Copy out every line in which the string "this" occurs.

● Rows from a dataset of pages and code
**********
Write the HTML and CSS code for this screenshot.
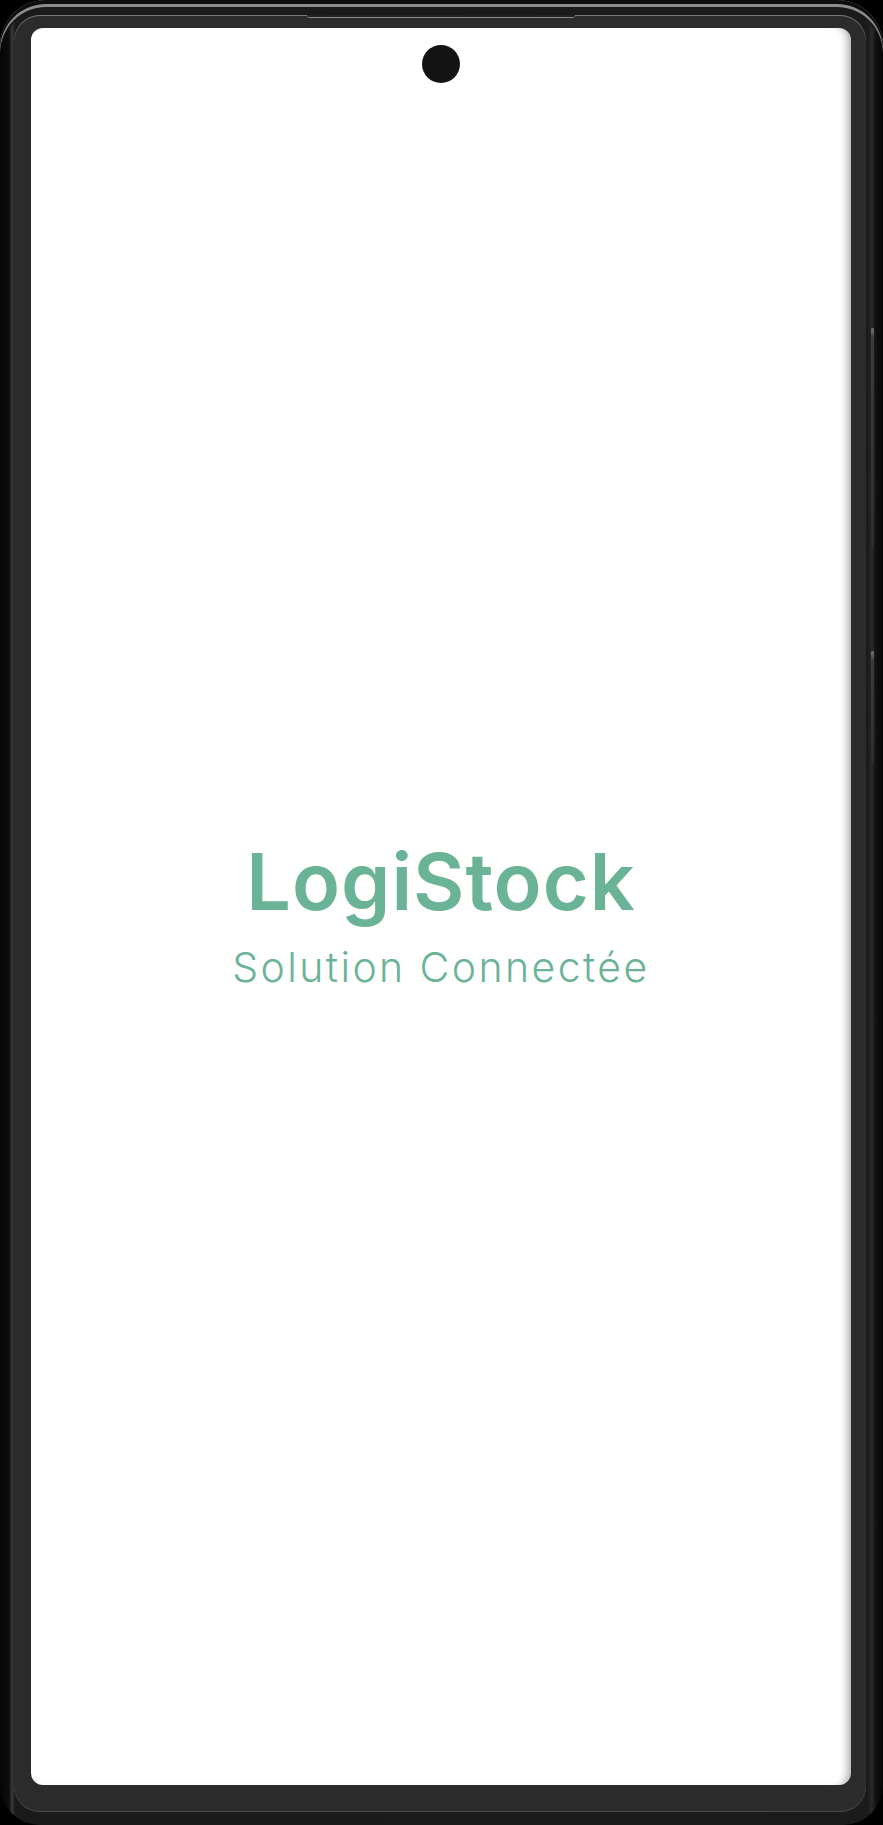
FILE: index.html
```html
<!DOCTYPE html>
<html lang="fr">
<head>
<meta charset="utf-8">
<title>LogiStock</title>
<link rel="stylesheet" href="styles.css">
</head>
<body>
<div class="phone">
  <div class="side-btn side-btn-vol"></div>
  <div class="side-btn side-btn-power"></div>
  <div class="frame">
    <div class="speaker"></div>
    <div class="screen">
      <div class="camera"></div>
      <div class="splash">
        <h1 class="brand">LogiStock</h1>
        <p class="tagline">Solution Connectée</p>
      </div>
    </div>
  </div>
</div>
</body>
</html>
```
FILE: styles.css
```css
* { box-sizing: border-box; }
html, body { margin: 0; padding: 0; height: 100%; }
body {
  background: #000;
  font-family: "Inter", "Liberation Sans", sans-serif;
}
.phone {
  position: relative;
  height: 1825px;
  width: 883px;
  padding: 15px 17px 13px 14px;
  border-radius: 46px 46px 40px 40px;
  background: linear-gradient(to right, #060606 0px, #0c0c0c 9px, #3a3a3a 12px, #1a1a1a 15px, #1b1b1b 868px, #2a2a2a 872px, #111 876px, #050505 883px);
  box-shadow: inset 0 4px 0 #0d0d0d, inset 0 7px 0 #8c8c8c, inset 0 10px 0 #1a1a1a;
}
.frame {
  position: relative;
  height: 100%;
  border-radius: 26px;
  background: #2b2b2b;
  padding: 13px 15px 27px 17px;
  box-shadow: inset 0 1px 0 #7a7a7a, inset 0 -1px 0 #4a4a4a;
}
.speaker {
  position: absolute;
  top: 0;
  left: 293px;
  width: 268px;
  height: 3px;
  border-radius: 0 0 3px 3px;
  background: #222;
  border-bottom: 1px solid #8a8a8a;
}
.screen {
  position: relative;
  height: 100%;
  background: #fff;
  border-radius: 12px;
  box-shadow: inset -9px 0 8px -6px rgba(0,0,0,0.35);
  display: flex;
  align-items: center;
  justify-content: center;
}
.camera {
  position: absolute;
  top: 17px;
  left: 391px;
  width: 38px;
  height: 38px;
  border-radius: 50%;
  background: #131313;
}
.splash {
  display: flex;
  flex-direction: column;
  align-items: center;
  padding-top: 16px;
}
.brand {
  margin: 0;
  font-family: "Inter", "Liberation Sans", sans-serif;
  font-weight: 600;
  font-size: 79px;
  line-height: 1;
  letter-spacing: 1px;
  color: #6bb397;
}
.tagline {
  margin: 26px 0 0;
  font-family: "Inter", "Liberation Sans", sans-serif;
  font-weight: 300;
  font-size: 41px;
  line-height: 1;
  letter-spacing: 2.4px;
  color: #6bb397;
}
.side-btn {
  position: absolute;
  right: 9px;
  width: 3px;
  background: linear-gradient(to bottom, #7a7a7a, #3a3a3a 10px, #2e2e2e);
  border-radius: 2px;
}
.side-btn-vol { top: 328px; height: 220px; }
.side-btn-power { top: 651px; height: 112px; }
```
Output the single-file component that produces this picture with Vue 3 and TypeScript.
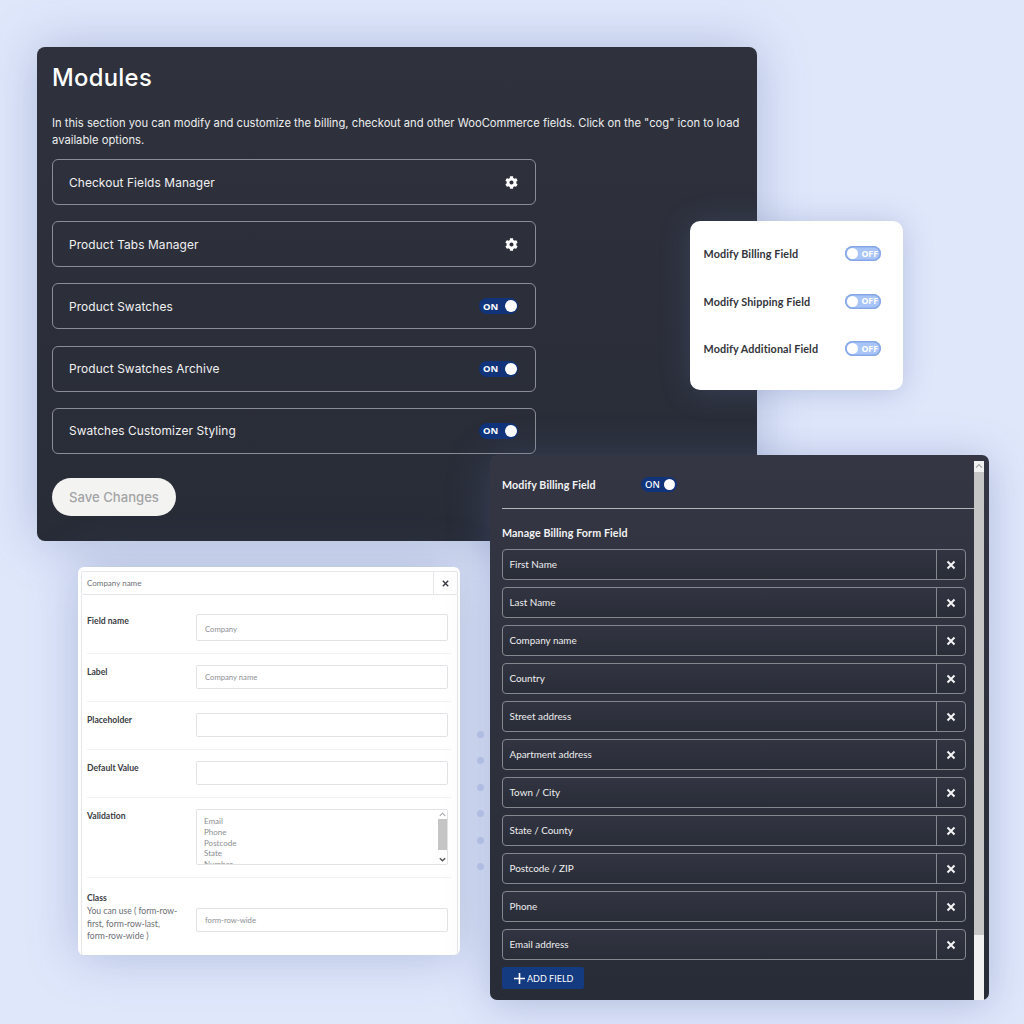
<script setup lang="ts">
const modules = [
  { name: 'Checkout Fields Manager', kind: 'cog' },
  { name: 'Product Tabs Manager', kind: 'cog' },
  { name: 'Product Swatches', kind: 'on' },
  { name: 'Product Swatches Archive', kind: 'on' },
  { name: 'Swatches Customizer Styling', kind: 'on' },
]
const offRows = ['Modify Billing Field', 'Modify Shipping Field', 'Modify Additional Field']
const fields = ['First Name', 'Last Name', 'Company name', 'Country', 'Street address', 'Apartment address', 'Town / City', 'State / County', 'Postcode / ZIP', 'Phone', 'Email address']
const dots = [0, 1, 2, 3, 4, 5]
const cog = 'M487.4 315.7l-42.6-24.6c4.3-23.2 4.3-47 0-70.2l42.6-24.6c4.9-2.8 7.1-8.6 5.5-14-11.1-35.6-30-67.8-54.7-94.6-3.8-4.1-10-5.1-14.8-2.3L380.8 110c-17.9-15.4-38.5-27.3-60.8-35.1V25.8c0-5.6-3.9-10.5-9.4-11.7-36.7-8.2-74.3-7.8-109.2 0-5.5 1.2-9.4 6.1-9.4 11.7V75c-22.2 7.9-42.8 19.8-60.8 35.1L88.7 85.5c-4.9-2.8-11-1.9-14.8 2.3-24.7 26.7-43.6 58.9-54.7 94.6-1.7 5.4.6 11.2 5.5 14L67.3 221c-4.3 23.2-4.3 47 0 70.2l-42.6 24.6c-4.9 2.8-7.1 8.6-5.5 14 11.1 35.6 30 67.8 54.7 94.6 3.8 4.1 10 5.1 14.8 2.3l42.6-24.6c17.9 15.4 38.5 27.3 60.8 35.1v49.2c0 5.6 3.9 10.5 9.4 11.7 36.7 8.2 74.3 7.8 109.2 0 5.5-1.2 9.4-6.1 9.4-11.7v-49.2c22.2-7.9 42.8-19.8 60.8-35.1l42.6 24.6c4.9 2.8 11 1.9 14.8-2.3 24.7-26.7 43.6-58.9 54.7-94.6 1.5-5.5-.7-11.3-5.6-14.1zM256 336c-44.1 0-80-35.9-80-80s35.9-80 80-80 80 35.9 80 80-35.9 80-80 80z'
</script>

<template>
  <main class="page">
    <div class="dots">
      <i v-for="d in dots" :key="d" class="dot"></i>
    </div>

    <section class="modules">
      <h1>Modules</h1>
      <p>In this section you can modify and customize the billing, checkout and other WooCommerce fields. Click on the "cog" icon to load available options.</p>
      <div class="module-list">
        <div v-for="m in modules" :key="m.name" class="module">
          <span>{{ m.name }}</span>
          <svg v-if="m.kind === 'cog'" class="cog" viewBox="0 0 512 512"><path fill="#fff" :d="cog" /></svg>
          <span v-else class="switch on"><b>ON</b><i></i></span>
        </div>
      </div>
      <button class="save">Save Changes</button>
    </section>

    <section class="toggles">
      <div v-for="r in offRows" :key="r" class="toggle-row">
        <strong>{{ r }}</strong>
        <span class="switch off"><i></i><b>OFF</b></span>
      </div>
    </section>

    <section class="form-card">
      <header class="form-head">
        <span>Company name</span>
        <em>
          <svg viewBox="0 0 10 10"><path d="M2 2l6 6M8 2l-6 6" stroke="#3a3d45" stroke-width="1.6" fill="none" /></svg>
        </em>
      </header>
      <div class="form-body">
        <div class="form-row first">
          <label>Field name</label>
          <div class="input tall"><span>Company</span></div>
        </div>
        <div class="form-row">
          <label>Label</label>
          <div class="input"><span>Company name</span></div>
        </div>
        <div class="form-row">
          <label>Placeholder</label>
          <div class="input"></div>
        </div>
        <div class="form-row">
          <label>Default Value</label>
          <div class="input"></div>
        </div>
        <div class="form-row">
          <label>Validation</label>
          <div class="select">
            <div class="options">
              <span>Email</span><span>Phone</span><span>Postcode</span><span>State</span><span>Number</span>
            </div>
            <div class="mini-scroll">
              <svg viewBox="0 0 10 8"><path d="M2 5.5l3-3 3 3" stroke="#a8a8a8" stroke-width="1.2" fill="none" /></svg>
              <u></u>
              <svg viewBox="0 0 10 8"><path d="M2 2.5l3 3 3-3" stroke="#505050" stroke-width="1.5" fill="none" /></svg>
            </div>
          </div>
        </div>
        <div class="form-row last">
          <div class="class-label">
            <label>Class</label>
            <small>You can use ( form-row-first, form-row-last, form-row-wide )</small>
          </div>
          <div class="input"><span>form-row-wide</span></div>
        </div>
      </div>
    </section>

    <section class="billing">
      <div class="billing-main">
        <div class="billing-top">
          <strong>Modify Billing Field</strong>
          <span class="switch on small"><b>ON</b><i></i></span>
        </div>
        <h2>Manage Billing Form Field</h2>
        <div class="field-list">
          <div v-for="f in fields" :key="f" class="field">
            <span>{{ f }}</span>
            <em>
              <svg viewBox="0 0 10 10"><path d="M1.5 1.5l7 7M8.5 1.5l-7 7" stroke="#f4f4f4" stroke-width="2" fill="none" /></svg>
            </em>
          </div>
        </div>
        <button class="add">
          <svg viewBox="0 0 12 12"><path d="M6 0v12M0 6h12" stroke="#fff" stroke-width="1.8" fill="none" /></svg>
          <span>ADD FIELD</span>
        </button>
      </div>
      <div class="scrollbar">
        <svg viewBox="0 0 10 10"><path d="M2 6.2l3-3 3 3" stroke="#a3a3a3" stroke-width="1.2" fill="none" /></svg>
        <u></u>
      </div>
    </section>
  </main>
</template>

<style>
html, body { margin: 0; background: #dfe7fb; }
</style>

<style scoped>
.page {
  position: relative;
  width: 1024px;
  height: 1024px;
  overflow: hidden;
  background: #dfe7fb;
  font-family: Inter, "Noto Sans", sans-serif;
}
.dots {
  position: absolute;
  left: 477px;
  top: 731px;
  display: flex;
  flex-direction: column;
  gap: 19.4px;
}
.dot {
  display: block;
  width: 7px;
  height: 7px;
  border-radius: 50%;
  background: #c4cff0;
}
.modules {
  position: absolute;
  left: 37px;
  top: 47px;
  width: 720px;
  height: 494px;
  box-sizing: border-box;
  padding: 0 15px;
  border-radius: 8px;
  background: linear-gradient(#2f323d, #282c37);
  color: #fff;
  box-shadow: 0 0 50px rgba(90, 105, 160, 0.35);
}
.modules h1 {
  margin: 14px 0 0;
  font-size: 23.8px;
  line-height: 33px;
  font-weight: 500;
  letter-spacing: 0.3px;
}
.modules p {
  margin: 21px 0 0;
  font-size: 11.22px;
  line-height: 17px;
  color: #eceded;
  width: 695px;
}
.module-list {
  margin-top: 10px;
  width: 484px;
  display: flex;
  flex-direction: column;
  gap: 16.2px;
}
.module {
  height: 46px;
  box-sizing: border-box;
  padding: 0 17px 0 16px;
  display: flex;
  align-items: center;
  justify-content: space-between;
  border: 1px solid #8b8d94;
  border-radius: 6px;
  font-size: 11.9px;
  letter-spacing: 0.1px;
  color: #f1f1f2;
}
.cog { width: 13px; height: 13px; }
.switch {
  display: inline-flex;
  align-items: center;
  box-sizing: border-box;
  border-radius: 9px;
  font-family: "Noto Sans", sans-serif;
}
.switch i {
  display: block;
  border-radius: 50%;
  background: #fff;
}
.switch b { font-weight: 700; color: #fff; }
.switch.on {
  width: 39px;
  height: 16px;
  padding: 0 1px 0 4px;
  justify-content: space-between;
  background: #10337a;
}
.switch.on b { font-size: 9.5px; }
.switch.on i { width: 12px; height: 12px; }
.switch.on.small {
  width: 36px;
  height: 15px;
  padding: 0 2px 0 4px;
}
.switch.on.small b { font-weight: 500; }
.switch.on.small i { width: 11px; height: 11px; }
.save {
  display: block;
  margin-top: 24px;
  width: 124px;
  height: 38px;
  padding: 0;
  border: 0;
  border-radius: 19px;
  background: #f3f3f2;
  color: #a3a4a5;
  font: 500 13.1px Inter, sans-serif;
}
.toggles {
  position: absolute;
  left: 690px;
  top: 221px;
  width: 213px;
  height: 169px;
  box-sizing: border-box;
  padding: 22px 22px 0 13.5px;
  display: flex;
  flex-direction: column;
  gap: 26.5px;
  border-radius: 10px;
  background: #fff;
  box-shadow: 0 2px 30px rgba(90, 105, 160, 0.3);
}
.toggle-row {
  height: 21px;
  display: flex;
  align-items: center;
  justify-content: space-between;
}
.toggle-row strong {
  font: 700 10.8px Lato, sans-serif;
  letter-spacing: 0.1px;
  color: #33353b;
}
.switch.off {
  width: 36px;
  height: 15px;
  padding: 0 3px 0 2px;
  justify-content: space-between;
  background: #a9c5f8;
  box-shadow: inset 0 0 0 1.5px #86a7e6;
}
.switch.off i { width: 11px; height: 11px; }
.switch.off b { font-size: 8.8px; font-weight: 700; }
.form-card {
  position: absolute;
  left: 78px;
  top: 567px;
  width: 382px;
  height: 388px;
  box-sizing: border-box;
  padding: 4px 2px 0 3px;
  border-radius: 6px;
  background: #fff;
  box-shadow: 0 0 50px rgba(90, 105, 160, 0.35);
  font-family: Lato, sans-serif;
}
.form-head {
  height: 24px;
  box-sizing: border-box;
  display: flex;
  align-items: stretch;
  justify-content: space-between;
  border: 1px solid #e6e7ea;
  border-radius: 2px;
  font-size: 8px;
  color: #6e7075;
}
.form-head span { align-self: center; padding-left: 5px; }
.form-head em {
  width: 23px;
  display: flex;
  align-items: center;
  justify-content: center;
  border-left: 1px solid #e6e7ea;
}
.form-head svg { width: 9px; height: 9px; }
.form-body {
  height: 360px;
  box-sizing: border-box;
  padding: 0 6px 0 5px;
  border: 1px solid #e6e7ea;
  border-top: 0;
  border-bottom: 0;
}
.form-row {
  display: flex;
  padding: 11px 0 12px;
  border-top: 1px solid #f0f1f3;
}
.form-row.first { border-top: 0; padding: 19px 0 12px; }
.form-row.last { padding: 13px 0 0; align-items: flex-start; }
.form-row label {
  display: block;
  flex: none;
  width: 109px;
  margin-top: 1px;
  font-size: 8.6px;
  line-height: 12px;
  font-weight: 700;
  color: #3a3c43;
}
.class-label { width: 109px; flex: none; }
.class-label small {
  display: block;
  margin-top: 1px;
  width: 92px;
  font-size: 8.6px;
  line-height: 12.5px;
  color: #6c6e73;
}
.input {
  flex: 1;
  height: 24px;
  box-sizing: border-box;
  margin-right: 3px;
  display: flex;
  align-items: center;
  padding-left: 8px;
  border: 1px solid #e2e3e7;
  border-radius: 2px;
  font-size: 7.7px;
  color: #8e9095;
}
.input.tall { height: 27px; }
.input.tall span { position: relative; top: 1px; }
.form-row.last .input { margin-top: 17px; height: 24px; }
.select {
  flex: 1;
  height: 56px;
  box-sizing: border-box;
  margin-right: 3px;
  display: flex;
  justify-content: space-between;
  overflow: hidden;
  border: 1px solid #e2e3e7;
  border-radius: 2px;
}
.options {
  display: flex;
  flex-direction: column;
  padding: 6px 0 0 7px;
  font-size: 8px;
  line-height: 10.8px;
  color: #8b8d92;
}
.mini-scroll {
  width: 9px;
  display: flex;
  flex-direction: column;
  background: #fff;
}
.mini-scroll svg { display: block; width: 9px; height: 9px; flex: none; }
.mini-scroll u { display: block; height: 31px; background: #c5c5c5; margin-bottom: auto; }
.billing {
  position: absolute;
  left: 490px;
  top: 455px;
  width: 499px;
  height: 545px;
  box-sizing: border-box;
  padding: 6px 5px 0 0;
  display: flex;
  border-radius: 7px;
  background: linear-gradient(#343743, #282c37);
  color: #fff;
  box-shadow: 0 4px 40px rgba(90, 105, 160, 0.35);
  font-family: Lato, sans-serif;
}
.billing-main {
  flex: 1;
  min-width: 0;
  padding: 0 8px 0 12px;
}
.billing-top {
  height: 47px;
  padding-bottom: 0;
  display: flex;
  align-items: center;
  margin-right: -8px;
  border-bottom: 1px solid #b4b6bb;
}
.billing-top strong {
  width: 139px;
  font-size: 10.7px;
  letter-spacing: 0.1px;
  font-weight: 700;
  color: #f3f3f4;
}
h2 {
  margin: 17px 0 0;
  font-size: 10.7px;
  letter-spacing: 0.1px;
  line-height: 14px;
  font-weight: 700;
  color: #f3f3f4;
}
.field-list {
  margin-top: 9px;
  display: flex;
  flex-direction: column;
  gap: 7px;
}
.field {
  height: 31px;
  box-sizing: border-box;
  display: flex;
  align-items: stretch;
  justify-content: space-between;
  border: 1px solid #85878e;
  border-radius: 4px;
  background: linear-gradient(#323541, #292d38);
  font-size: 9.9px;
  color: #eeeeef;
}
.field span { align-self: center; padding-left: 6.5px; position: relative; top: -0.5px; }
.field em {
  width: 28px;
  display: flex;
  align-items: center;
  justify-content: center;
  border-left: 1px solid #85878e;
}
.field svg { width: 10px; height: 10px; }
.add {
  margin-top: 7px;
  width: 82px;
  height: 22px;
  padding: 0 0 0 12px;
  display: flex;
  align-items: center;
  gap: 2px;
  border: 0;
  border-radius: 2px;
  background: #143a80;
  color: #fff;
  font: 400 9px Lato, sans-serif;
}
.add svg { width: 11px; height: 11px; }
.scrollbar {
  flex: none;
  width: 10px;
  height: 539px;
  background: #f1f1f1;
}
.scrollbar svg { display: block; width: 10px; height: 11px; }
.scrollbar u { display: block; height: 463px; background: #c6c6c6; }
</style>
**********
● EXERCISE RESULT
Write the HTML and CSS code for this screenshot.
Output the single-file component that produces this picture with Vue 3 and TypeScript.
      <p>In this section you can modify and customize the billing, checkout and other WooCommerce fields. Click on the "cog" icon to load available options.</p>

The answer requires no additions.